Pension laws are peculiarly the prerogative of the Legislature. If drastic revisions are to be made in this area because of changing notions of the purpose to be served by public employee pensions, then those revisions should be wrought in another forum. It is one thing for the Court to disagree with the Legislature, to conclude that the body has acted unwisely, and then to seek to persuade by reasoned analysis. It is quite another thing to trespass boldly into the territory of legislative *275dominion by rewriting the settled and accepted law. The Court has chosen the latter course.
I would adhere to the established law and hold that the pension applicant, having been found guilty of a crime of moral turpitude, is not entitled to any portion of the pension. Hence I vote to affirm.

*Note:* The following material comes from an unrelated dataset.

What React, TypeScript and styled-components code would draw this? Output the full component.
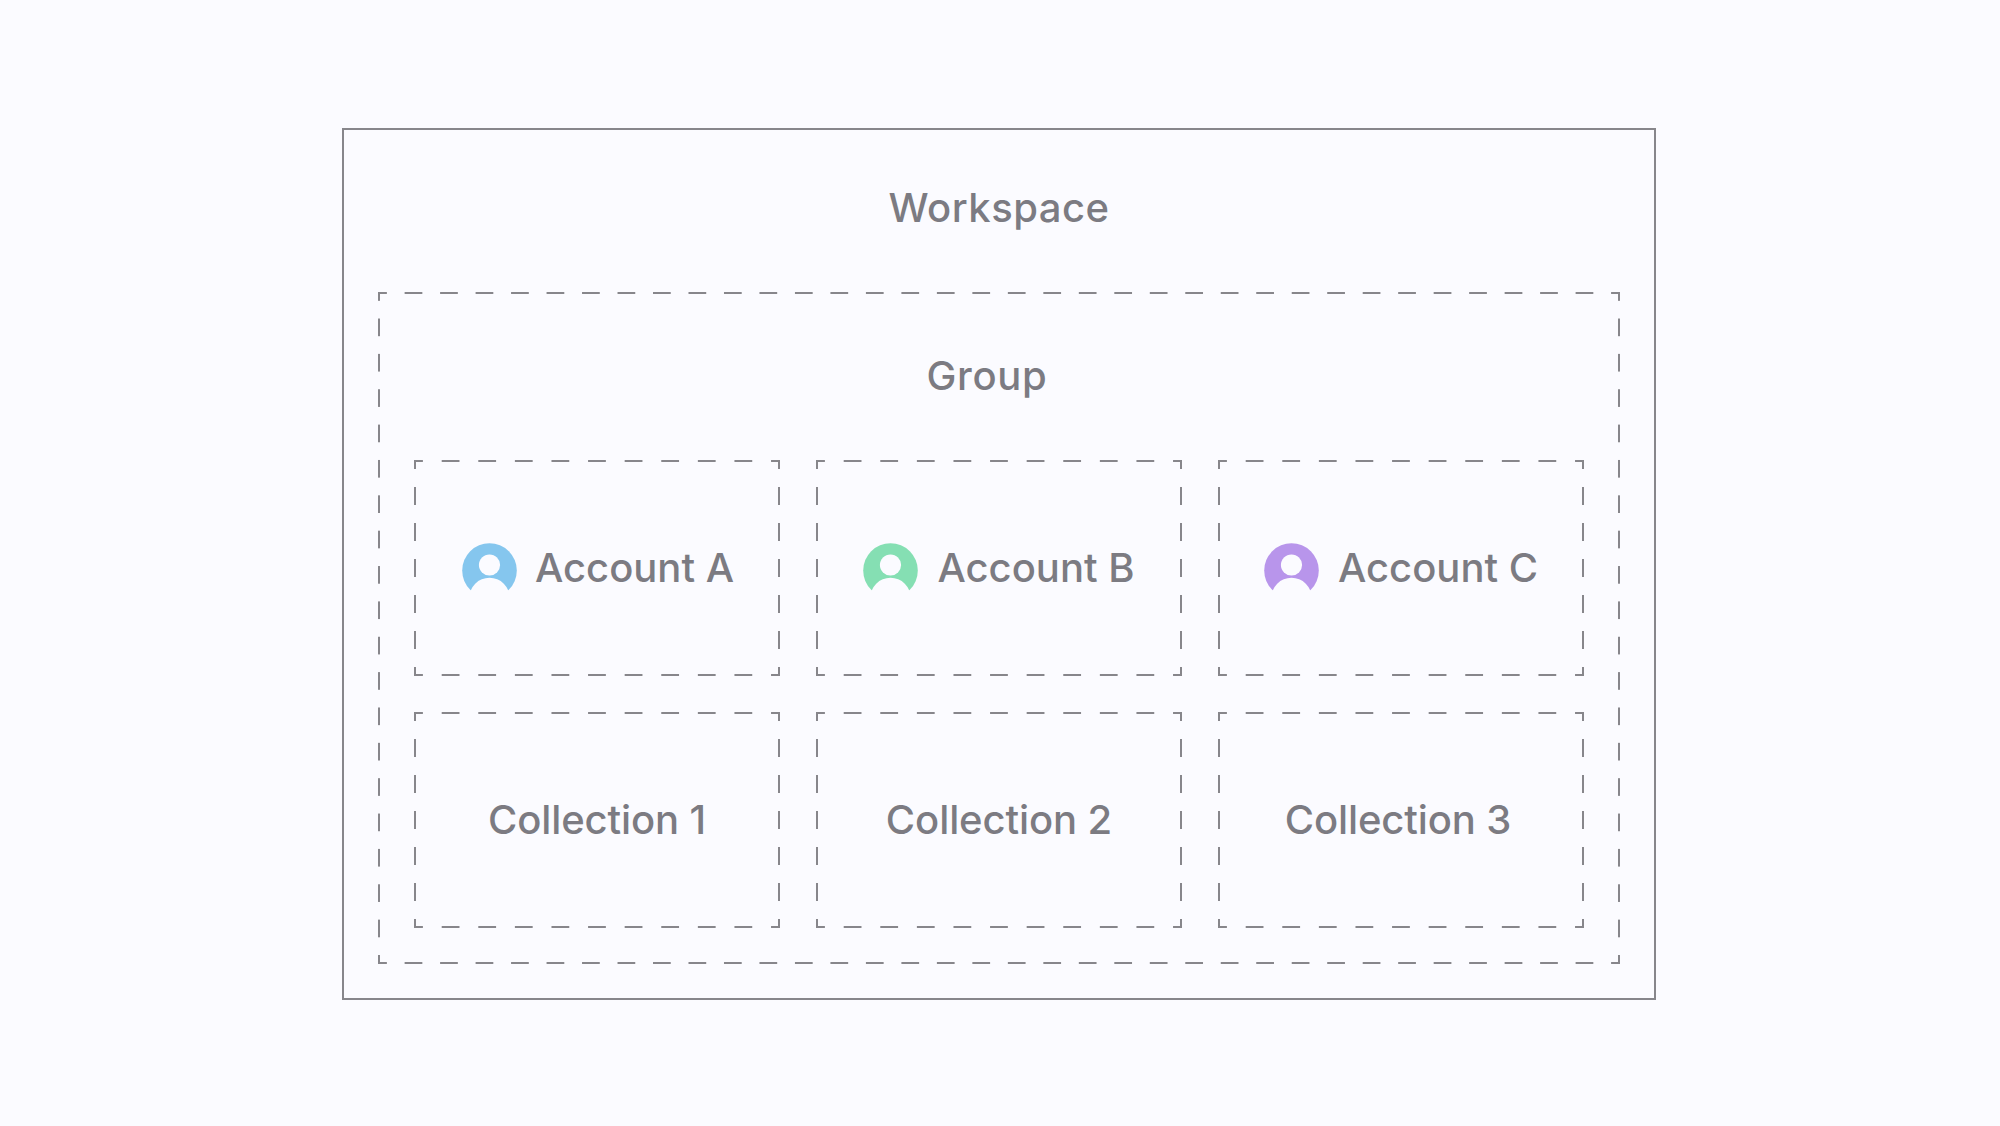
import styled, { createGlobalStyle } from "styled-components";

const GlobalStyle = createGlobalStyle`
    html, body {
        margin: 0;
        padding: 0;
        background: #fbfbff;
    }

    body {
        font-family: "Inter", "Liberation Sans", sans-serif;
    }
`;

const line = "#87868b";

const accounts = [
    {name: "Account A", color: "#85c6ee", shift: -2},
    {name: "Account B", color: "#85dfb3", shift: 0},
    {name: "Account C", color: "#b895eb", shift: 0},
];

const collections = [
    {name: "Collection 1", shift: 0},
    {name: "Collection 2", shift: 0},
    {name: "Collection 3", shift: 6},
];

const AccountIcon = ({color}: { color: string }) => (
    <IconSvg viewBox="0 0 55 55">
        <circle cx="27.5" cy="27.5" r="27.3" fill={color}/>
        <circle cx="27.5" cy="22" r="10.6" fill="#fbfbff"/>
        <circle cx="27.5" cy="55" r="20.2" fill="#fbfbff"/>
    </IconSvg>
);

export default function App() {
    return (
        <>
            <GlobalStyle/>
            <Page>
                <Workspace>
                    <WorkspaceTitle $tracking={0.5}>Workspace</WorkspaceTitle>
                    <Group>
                        <GroupTitle $tracking={0.7}>Group</GroupTitle>
                        <Grid>
                            {accounts.map((account) => (
                                <Cell key={account.name} $shift={account.shift}>
                                    <AccountIcon color={account.color}/>
                                    <Label>{account.name}</Label>
                                </Cell>
                            ))}
                            {collections.map((collection) => (
                                <Cell key={collection.name} $shift={collection.shift}>
                                    <Label $tracking={-0.1}>{collection.name}</Label>
                                </Cell>
                            ))}
                        </Grid>
                    </Group>
                </Workspace>
            </Page>
        </>
    );
}

const Page = styled.div`
    width: 2000px;
    height: 1126px;
    padding: 128px 0 0 342px;
    box-sizing: border-box;
    overflow: hidden;
`;

const Workspace = styled.section`
    width: 1314px;
    height: 872px;
    box-sizing: border-box;
    border: 2px solid ${line};
    padding: 0 34px;
`;

const Label = styled.span<{ $tracking?: number }>`
    color: #7c7b82;
    font-size: 40px;
    font-weight: 500;
    letter-spacing: ${({$tracking = 0}) => $tracking}px;
    line-height: 48px;
    white-space: nowrap;
`;

const WorkspaceTitle = styled(Label)`
    display: block;
    height: 162px;
    line-height: 156px;
    text-align: center;
`;

const dashed = `
    background-image:
        linear-gradient(to right, ${line} 25%, transparent 25% 75%, ${line} 75%),
        linear-gradient(to right, ${line} 25%, transparent 25% 75%, ${line} 75%),
        linear-gradient(to bottom, ${line} 25%, transparent 25% 75%, ${line} 75%),
        linear-gradient(to bottom, ${line} 25%, transparent 25% 75%, ${line} 75%);
    background-size: 35.5px 2px, 35.5px 2px, 2px 35.5px, 2px 35.5px;
    background-position: left top, left bottom, left top, right top;
    background-repeat: round no-repeat, round no-repeat, no-repeat round, no-repeat round;
`;

const Group = styled.div`
    ${dashed};
    height: 672px;
    box-sizing: border-box;
    padding: 0 36px;
`;

const GroupTitle = styled(Label)`
    display: block;
    height: 168px;
    line-height: 168px;
    text-align: center;
    padding-right: 24px;
    box-sizing: border-box;
`;

const Grid = styled.div`
    display: grid;
    grid-template-columns: repeat(3, 366px);
    grid-auto-rows: 216px;
    gap: 36px;
`;

const Cell = styled.div<{ $shift?: number }>`
    ${dashed};
    display: flex;
    align-items: center;
    justify-content: center;
    gap: ${({$shift = 0}) => ($shift < 0 ? 18 : 19)}px;
    padding-right: ${({$shift = 0}) => Math.max($shift, 0)}px;
    padding-left: ${({$shift = 0}) => Math.max(-$shift, 0)}px;
    box-sizing: border-box;
`;

const IconSvg = styled.svg`
    width: 55px;
    height: 55px;
    flex: none;
    margin-top: 5px;
`;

For reversal and remandment — Chief Justice WILENTZ and Justices SULLIVAN, PASHMAN, SCHREIBER, HANDLER and POLLOCK — 6
For affirmance — Justice CLIFFORD — 1.
Although Makwinski was concerned with N.J.S.A. 43:16-1, the police and firemen’s pension statute, which by its terms requires that service be honorable before one is entitled to a pension, the Court recognizes, ante at 272, that the requirement of honorable service is implicit in all our pension statutes — a principle of almost thirty years’ standing. See, e.g., Mount v. Trustees of Pub. Empl. Retirement Sys., 133 N.J.Super. 72, 81 (App.Div.1975); Ballurio v. Castellini, 29 N.J.Super. 383, 389 (App.Div.1954).